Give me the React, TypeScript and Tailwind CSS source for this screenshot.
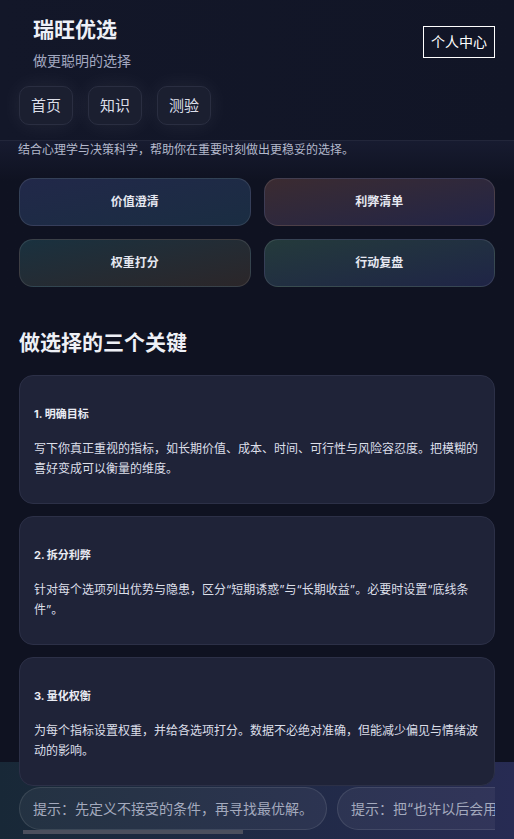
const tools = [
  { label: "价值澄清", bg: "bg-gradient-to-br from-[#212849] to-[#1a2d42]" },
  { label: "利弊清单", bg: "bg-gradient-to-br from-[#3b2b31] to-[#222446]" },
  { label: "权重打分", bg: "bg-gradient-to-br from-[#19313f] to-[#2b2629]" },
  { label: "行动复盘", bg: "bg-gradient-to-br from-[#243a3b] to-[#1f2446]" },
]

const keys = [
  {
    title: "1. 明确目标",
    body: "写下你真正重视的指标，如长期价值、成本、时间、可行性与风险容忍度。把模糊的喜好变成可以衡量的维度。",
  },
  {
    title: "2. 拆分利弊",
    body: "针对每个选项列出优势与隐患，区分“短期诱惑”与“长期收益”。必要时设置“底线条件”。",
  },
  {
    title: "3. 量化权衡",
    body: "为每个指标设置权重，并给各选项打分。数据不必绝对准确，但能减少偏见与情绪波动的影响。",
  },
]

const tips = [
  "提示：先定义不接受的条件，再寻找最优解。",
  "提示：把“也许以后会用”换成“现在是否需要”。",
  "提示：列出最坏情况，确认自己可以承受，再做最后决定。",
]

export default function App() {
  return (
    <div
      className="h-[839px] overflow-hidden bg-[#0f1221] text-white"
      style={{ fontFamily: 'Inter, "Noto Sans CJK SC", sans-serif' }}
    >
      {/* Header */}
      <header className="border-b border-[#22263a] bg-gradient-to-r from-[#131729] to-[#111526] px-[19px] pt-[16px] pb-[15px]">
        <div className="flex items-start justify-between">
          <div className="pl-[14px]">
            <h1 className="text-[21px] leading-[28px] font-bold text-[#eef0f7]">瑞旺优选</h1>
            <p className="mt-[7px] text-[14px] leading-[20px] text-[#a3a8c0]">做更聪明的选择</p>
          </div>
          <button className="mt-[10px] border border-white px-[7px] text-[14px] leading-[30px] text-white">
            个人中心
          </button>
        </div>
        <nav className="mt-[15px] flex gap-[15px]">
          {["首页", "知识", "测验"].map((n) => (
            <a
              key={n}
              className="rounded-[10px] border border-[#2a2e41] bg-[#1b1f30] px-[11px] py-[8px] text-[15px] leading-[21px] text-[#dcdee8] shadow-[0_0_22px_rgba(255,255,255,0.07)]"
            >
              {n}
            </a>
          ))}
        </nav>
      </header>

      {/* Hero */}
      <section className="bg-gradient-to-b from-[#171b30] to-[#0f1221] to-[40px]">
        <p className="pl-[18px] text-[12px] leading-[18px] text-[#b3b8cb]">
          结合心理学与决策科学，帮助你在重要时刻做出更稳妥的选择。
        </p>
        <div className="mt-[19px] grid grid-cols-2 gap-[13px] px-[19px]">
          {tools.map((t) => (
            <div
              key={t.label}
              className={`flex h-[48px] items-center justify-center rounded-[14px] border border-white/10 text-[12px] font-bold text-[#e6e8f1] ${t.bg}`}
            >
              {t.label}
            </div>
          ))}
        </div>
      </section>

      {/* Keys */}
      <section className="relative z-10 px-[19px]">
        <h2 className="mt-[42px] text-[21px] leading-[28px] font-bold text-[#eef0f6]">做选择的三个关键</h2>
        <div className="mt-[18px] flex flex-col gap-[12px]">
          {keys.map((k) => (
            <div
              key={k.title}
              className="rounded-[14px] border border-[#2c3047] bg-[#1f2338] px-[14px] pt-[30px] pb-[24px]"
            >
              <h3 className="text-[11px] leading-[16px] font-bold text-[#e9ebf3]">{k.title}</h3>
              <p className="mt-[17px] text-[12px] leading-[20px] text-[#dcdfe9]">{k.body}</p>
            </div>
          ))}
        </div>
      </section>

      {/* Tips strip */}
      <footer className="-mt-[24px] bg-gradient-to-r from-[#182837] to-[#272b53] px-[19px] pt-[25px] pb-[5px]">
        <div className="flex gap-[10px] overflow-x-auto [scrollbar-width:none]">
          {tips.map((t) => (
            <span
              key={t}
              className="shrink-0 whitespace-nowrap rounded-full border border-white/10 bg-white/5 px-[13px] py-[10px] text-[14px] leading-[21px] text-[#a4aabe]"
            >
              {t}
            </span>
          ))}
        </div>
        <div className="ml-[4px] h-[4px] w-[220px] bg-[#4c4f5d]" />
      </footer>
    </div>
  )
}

━━━━━━━━

§ **Task to carry out**:
All of the lines above should be printed exactly, minus the pictures.

§ **Task solution**:
Give me the React, TypeScript and Tailwind CSS source for this screenshot.
const tools = [
  { label: "价值澄清", bg: "bg-gradient-to-br from-[#212849] to-[#1a2d42]" },
  { label: "利弊清单", bg: "bg-gradient-to-br from-[#3b2b31] to-[#222446]" },
  { label: "权重打分", bg: "bg-gradient-to-br from-[#19313f] to-[#2b2629]" },
  { label: "行动复盘", bg: "bg-gradient-to-br from-[#243a3b] to-[#1f2446]" },
]

const keys = [
  {
    title: "1. 明确目标",
    body: "写下你真正重视的指标，如长期价值、成本、时间、可行性与风险容忍度。把模糊的喜好变成可以衡量的维度。",
  },
  {
    title: "2. 拆分利弊",
    body: "针对每个选项列出优势与隐患，区分“短期诱惑”与“长期收益”。必要时设置“底线条件”。",
  },
  {
    title: "3. 量化权衡",
    body: "为每个指标设置权重，并给各选项打分。数据不必绝对准确，但能减少偏见与情绪波动的影响。",
  },
]

const tips = [
  "提示：先定义不接受的条件，再寻找最优解。",
  "提示：把“也许以后会用”换成“现在是否需要”。",
  "提示：列出最坏情况，确认自己可以承受，再做最后决定。",
]

export default function App() {
  return (
    <div
      className="h-[839px] overflow-hidden bg-[#0f1221] text-white"
      style={{ fontFamily: 'Inter, "Noto Sans CJK SC", sans-serif' }}
    >
      {/* Header */}
      <header className="border-b border-[#22263a] bg-gradient-to-r from-[#131729] to-[#111526] px-[19px] pt-[16px] pb-[15px]">
        <div className="flex items-start justify-between">
          <div className="pl-[14px]">
            <h1 className="text-[21px] leading-[28px] font-bold text-[#eef0f7]">瑞旺优选</h1>
            <p className="mt-[7px] text-[14px] leading-[20px] text-[#a3a8c0]">做更聪明的选择</p>
          </div>
          <button className="mt-[10px] border border-white px-[7px] text-[14px] leading-[30px] text-white">
            个人中心
          </button>
        </div>
        <nav className="mt-[15px] flex gap-[15px]">
          {["首页", "知识", "测验"].map((n) => (
            <a
              key={n}
              className="rounded-[10px] border border-[#2a2e41] bg-[#1b1f30] px-[11px] py-[8px] text-[15px] leading-[21px] text-[#dcdee8] shadow-[0_0_22px_rgba(255,255,255,0.07)]"
            >
              {n}
            </a>
          ))}
        </nav>
      </header>

      {/* Hero */}
      <section className="bg-gradient-to-b from-[#171b30] to-[#0f1221] to-[40px]">
        <p className="pl-[18px] text-[12px] leading-[18px] text-[#b3b8cb]">
          结合心理学与决策科学，帮助你在重要时刻做出更稳妥的选择。
        </p>
        <div className="mt-[19px] grid grid-cols-2 gap-[13px] px-[19px]">
          {tools.map((t) => (
            <div
              key={t.label}
              className={`flex h-[48px] items-center justify-center rounded-[14px] border border-white/10 text-[12px] font-bold text-[#e6e8f1] ${t.bg}`}
            >
              {t.label}
            </div>
          ))}
        </div>
      </section>

      {/* Keys */}
      <section className="relative z-10 px-[19px]">
        <h2 className="mt-[42px] text-[21px] leading-[28px] font-bold text-[#eef0f6]">做选择的三个关键</h2>
        <div className="mt-[18px] flex flex-col gap-[12px]">
          {keys.map((k) => (
            <div
              key={k.title}
              className="rounded-[14px] border border-[#2c3047] bg-[#1f2338] px-[14px] pt-[30px] pb-[24px]"
            >
              <h3 className="text-[11px] leading-[16px] font-bold text-[#e9ebf3]">{k.title}</h3>
              <p className="mt-[17px] text-[12px] leading-[20px] text-[#dcdfe9]">{k.body}</p>
            </div>
          ))}
        </div>
      </section>

      {/* Tips strip */}
      <footer className="-mt-[24px] bg-gradient-to-r from-[#182837] to-[#272b53] px-[19px] pt-[25px] pb-[5px]">
        <div className="flex gap-[10px] overflow-x-auto [scrollbar-width:none]">
          {tips.map((t) => (
            <span
              key={t}
              className="shrink-0 whitespace-nowrap rounded-full border border-white/10 bg-white/5 px-[13px] py-[10px] text-[14px] leading-[21px] text-[#a4aabe]"
            >
              {t}
            </span>
          ))}
        </div>
        <div className="ml-[4px] h-[4px] w-[220px] bg-[#4c4f5d]" />
      </footer>
    </div>
  )
}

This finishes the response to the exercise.